_REQUIREMENT_:
Can you output the material exactly as written, minus any pictures it holds?

_GIVEN INFORMATION_:
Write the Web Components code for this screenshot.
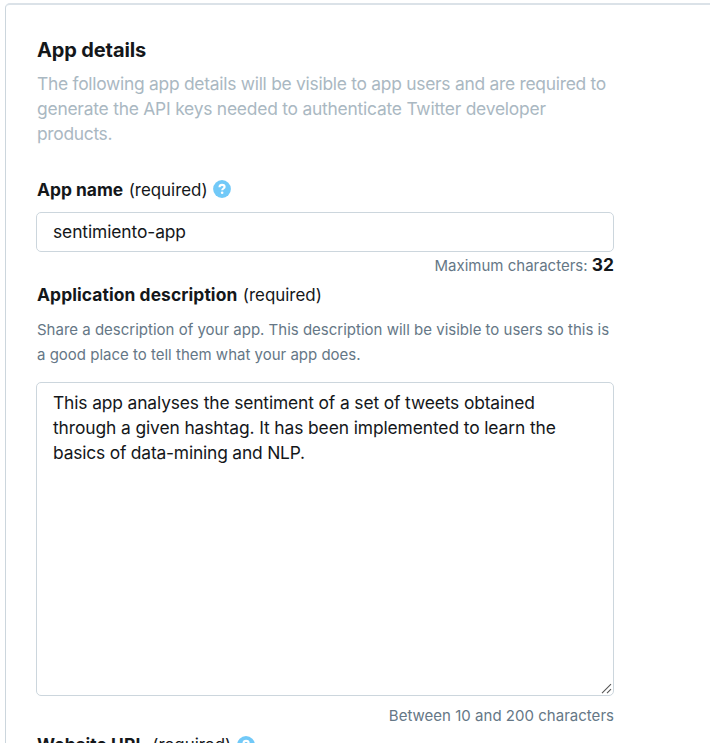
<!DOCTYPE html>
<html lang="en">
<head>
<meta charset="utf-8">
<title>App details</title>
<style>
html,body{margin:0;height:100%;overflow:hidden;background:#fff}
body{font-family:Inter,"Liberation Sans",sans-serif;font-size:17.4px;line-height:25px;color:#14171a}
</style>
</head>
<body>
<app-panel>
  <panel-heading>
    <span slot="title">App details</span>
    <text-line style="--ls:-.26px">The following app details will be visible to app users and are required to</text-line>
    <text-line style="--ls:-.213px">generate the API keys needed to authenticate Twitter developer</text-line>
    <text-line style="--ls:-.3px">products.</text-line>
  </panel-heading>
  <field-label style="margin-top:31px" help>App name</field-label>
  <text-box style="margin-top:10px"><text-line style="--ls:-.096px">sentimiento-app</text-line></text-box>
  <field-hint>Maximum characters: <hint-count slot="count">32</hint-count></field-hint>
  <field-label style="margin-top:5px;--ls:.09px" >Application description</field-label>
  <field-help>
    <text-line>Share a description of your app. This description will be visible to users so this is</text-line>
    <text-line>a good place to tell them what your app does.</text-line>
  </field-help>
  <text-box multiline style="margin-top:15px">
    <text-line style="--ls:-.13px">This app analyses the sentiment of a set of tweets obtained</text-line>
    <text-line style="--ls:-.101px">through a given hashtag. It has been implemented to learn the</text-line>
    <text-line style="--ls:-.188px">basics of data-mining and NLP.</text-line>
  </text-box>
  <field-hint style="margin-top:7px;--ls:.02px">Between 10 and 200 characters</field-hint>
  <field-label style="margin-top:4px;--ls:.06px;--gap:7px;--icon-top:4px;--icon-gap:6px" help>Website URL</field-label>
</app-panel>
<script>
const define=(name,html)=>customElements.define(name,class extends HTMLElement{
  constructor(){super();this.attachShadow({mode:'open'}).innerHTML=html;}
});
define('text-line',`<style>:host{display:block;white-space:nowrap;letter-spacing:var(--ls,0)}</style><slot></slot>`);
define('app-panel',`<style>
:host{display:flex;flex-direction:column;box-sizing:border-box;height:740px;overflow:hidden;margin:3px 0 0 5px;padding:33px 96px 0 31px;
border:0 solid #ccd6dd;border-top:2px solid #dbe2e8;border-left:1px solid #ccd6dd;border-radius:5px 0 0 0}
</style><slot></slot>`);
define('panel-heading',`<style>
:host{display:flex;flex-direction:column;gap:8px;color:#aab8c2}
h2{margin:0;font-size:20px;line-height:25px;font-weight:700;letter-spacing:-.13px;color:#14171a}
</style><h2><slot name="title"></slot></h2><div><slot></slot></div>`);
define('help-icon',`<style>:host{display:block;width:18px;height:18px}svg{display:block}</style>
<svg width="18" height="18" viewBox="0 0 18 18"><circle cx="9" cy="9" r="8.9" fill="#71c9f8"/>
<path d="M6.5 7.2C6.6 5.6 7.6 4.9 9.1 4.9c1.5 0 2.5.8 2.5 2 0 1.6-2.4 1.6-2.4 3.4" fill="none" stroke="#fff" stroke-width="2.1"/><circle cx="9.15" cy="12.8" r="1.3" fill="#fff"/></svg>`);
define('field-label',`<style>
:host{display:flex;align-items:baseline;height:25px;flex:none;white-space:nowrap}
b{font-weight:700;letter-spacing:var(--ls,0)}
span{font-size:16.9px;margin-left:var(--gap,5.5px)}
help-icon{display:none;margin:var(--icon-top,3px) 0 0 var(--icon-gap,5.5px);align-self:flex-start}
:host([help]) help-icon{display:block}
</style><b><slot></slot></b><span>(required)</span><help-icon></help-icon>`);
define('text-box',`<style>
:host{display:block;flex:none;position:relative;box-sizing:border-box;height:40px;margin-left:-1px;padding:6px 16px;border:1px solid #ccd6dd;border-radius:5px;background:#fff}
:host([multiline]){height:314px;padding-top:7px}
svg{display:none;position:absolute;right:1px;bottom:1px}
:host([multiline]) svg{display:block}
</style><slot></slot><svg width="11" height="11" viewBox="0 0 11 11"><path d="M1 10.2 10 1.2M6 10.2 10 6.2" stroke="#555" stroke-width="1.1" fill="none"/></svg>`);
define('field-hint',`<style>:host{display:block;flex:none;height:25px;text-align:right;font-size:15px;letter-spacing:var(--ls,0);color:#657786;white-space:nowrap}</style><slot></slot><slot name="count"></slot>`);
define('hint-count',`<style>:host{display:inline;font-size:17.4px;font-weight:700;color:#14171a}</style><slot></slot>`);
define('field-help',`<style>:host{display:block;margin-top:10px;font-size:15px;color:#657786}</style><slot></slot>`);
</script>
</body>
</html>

_IN RESPONSE_:
Write the Web Components code for this screenshot.
<!DOCTYPE html>
<html lang="en">
<head>
<meta charset="utf-8">
<title>App details</title>
<style>
html,body{margin:0;height:100%;overflow:hidden;background:#fff}
body{font-family:Inter,"Liberation Sans",sans-serif;font-size:17.4px;line-height:25px;color:#14171a}
</style>
</head>
<body>
<app-panel>
  <panel-heading>
    <span slot="title">App details</span>
    <text-line style="--ls:-.26px">The following app details will be visible to app users and are required to</text-line>
    <text-line style="--ls:-.213px">generate the API keys needed to authenticate Twitter developer</text-line>
    <text-line style="--ls:-.3px">products.</text-line>
  </panel-heading>
  <field-label style="margin-top:31px" help>App name</field-label>
  <text-box style="margin-top:10px"><text-line style="--ls:-.096px">sentimiento-app</text-line></text-box>
  <field-hint>Maximum characters: <hint-count slot="count">32</hint-count></field-hint>
  <field-label style="margin-top:5px;--ls:.09px" >Application description</field-label>
  <field-help>
    <text-line>Share a description of your app. This description will be visible to users so this is</text-line>
    <text-line>a good place to tell them what your app does.</text-line>
  </field-help>
  <text-box multiline style="margin-top:15px">
    <text-line style="--ls:-.13px">This app analyses the sentiment of a set of tweets obtained</text-line>
    <text-line style="--ls:-.101px">through a given hashtag. It has been implemented to learn the</text-line>
    <text-line style="--ls:-.188px">basics of data-mining and NLP.</text-line>
  </text-box>
  <field-hint style="margin-top:7px;--ls:.02px">Between 10 and 200 characters</field-hint>
  <field-label style="margin-top:4px;--ls:.06px;--gap:7px;--icon-top:4px;--icon-gap:6px" help>Website URL</field-label>
</app-panel>
<script>
const define=(name,html)=>customElements.define(name,class extends HTMLElement{
  constructor(){super();this.attachShadow({mode:'open'}).innerHTML=html;}
});
define('text-line',`<style>:host{display:block;white-space:nowrap;letter-spacing:var(--ls,0)}</style><slot></slot>`);
define('app-panel',`<style>
:host{display:flex;flex-direction:column;box-sizing:border-box;height:740px;overflow:hidden;margin:3px 0 0 5px;padding:33px 96px 0 31px;
border:0 solid #ccd6dd;border-top:2px solid #dbe2e8;border-left:1px solid #ccd6dd;border-radius:5px 0 0 0}
</style><slot></slot>`);
define('panel-heading',`<style>
:host{display:flex;flex-direction:column;gap:8px;color:#aab8c2}
h2{margin:0;font-size:20px;line-height:25px;font-weight:700;letter-spacing:-.13px;color:#14171a}
</style><h2><slot name="title"></slot></h2><div><slot></slot></div>`);
define('help-icon',`<style>:host{display:block;width:18px;height:18px}svg{display:block}</style>
<svg width="18" height="18" viewBox="0 0 18 18"><circle cx="9" cy="9" r="8.9" fill="#71c9f8"/>
<path d="M6.5 7.2C6.6 5.6 7.6 4.9 9.1 4.9c1.5 0 2.5.8 2.5 2 0 1.6-2.4 1.6-2.4 3.4" fill="none" stroke="#fff" stroke-width="2.1"/><circle cx="9.15" cy="12.8" r="1.3" fill="#fff"/></svg>`);
define('field-label',`<style>
:host{display:flex;align-items:baseline;height:25px;flex:none;white-space:nowrap}
b{font-weight:700;letter-spacing:var(--ls,0)}
span{font-size:16.9px;margin-left:var(--gap,5.5px)}
help-icon{display:none;margin:var(--icon-top,3px) 0 0 var(--icon-gap,5.5px);align-self:flex-start}
:host([help]) help-icon{display:block}
</style><b><slot></slot></b><span>(required)</span><help-icon></help-icon>`);
define('text-box',`<style>
:host{display:block;flex:none;position:relative;box-sizing:border-box;height:40px;margin-left:-1px;padding:6px 16px;border:1px solid #ccd6dd;border-radius:5px;background:#fff}
:host([multiline]){height:314px;padding-top:7px}
svg{display:none;position:absolute;right:1px;bottom:1px}
:host([multiline]) svg{display:block}
</style><slot></slot><svg width="11" height="11" viewBox="0 0 11 11"><path d="M1 10.2 10 1.2M6 10.2 10 6.2" stroke="#555" stroke-width="1.1" fill="none"/></svg>`);
define('field-hint',`<style>:host{display:block;flex:none;height:25px;text-align:right;font-size:15px;letter-spacing:var(--ls,0);color:#657786;white-space:nowrap}</style><slot></slot><slot name="count"></slot>`);
define('hint-count',`<style>:host{display:inline;font-size:17.4px;font-weight:700;color:#14171a}</style><slot></slot>`);
define('field-help',`<style>:host{display:block;margin-top:10px;font-size:15px;color:#657786}</style><slot></slot>`);
</script>
</body>
</html>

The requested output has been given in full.